### Recorded data
────────────────

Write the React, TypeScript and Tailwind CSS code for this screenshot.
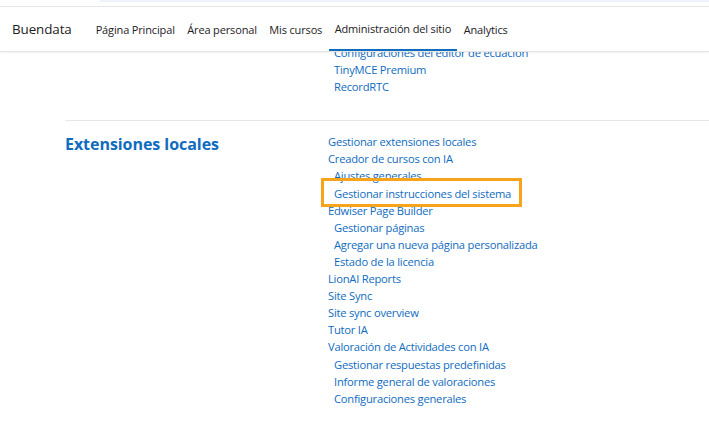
const font = { fontFamily: '"Open Sans", "Noto Sans", sans-serif' }

const navItems = ['Página Principal', 'Área personal', 'Mis cursos', 'Administración del sitio', 'Analytics']

const prevLinks = [
  { label: 'Configuraciones del editor de ecuación', sub: true },
  { label: 'TinyMCE Premium', sub: true },
  { label: 'RecordRTC', sub: true },
]

const localLinks = [
  { label: 'Gestionar extensiones locales' },
  { label: 'Creador de cursos con IA' },
  { label: 'Ajustes generales', sub: true },
  { label: 'Gestionar instrucciones del sistema', sub: true, marked: true },
  { label: 'Edwiser Page Builder' },
  { label: 'Gestionar páginas', sub: true },
  { label: 'Agregar una nueva página personalizada', sub: true },
  { label: 'Estado de la licencia', sub: true },
  { label: 'LionAI Reports' },
  { label: 'Site Sync' },
  { label: 'Site sync overview' },
  { label: 'Tutor IA' },
  { label: 'Valoración de Actividades con IA' },
  { label: 'Gestionar respuestas predefinidas', sub: true },
  { label: 'Informe general de valoraciones', sub: true },
  { label: 'Configuraciones generales', sub: true },
]

type Item = { label: string; sub?: boolean; marked?: boolean }

function LinkList({ items }: { items: Item[] }) {
  return (
    <ul className="flex flex-col">
      {items.map(i => (
        <li key={i.label} className={`h-[17.1px] leading-[17.1px] ${i.sub ? 'pl-[6px]' : ''}`}>
          <a href="#" className="relative text-[11.2px] tracking-[-0.23px] whitespace-nowrap text-[#0f6cbf]">
            {i.label}
            {i.marked && (
              <span className="pointer-events-none absolute -top-[8px] -bottom-[6px] -left-[13px] -right-[11px] border-[3px] border-[#f7a31c]" />
            )}
          </a>
        </li>
      ))}
    </ul>
  )
}

export default function App() {
  return (
    <div className="h-[423px] w-[709px] overflow-hidden bg-white" style={font}>
      <div className="relative z-10 bg-white">
        <div className="h-[6px] pl-[100px]">
          <div className="h-[2px] bg-[#eef3fc]" />
        </div>
        <nav className="flex h-[46px] items-center border-y border-[#e6e6e6] px-[12px] shadow-[0_1px_2px_rgba(0,0,0,0.06)]">
          <span className="mr-[24px] pt-[1px] text-[13.4px] tracking-[-0.1px] text-[#1d2125]">Buendata</span>
          <div className="flex h-full gap-[12.5px]">
            {navItems.map(n => (
              <a
                key={n}
                href="#"
                className={`flex h-full items-center pt-[3px] text-[11px] tracking-[-0.15px] text-[#1d2125] ${
                  n === 'Administración del sitio' ? '-mx-[6px] border-b-2 border-[#0f6cbf] px-[6px]' : ''
                }`}
              >
                {n}
              </a>
            ))}
          </div>
        </nav>
      </div>

      <main className="pl-[65px]">
        <div className="-mt-[9px] pl-[263px]">
          <LinkList items={prevLinks} />
        </div>
        <div className="mt-[26px] border-t border-[#e8e8e8] pt-[11px]">
          <div className="flex">
            <h3 className="w-[263px] pt-[1px] text-[16px] leading-[22px] tracking-[-0.05px] font-bold text-[#0f6cbf]">
              Extensiones locales
            </h3>
            <LinkList items={localLinks} />
          </div>
        </div>
      </main>
    </div>
  )
}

────────────────

### Instructions for the task
Every line above should be returned word for word, with the pictures left behind.

### Solution to this problem
Write the React, TypeScript and Tailwind CSS code for this screenshot.
const font = { fontFamily: '"Open Sans", "Noto Sans", sans-serif' }

const navItems = ['Página Principal', 'Área personal', 'Mis cursos', 'Administración del sitio', 'Analytics']

const prevLinks = [
  { label: 'Configuraciones del editor de ecuación', sub: true },
  { label: 'TinyMCE Premium', sub: true },
  { label: 'RecordRTC', sub: true },
]

const localLinks = [
  { label: 'Gestionar extensiones locales' },
  { label: 'Creador de cursos con IA' },
  { label: 'Ajustes generales', sub: true },
  { label: 'Gestionar instrucciones del sistema', sub: true, marked: true },
  { label: 'Edwiser Page Builder' },
  { label: 'Gestionar páginas', sub: true },
  { label: 'Agregar una nueva página personalizada', sub: true },
  { label: 'Estado de la licencia', sub: true },
  { label: 'LionAI Reports' },
  { label: 'Site Sync' },
  { label: 'Site sync overview' },
  { label: 'Tutor IA' },
  { label: 'Valoración de Actividades con IA' },
  { label: 'Gestionar respuestas predefinidas', sub: true },
  { label: 'Informe general de valoraciones', sub: true },
  { label: 'Configuraciones generales', sub: true },
]

type Item = { label: string; sub?: boolean; marked?: boolean }

function LinkList({ items }: { items: Item[] }) {
  return (
    <ul className="flex flex-col">
      {items.map(i => (
        <li key={i.label} className={`h-[17.1px] leading-[17.1px] ${i.sub ? 'pl-[6px]' : ''}`}>
          <a href="#" className="relative text-[11.2px] tracking-[-0.23px] whitespace-nowrap text-[#0f6cbf]">
            {i.label}
            {i.marked && (
              <span className="pointer-events-none absolute -top-[8px] -bottom-[6px] -left-[13px] -right-[11px] border-[3px] border-[#f7a31c]" />
            )}
          </a>
        </li>
      ))}
    </ul>
  )
}

export default function App() {
  return (
    <div className="h-[423px] w-[709px] overflow-hidden bg-white" style={font}>
      <div className="relative z-10 bg-white">
        <div className="h-[6px] pl-[100px]">
          <div className="h-[2px] bg-[#eef3fc]" />
        </div>
        <nav className="flex h-[46px] items-center border-y border-[#e6e6e6] px-[12px] shadow-[0_1px_2px_rgba(0,0,0,0.06)]">
          <span className="mr-[24px] pt-[1px] text-[13.4px] tracking-[-0.1px] text-[#1d2125]">Buendata</span>
          <div className="flex h-full gap-[12.5px]">
            {navItems.map(n => (
              <a
                key={n}
                href="#"
                className={`flex h-full items-center pt-[3px] text-[11px] tracking-[-0.15px] text-[#1d2125] ${
                  n === 'Administración del sitio' ? '-mx-[6px] border-b-2 border-[#0f6cbf] px-[6px]' : ''
                }`}
              >
                {n}
              </a>
            ))}
          </div>
        </nav>
      </div>

      <main className="pl-[65px]">
        <div className="-mt-[9px] pl-[263px]">
          <LinkList items={prevLinks} />
        </div>
        <div className="mt-[26px] border-t border-[#e8e8e8] pt-[11px]">
          <div className="flex">
            <h3 className="w-[263px] pt-[1px] text-[16px] leading-[22px] tracking-[-0.05px] font-bold text-[#0f6cbf]">
              Extensiones locales
            </h3>
            <LinkList items={localLinks} />
          </div>
        </div>
      </main>
    </div>
  )
}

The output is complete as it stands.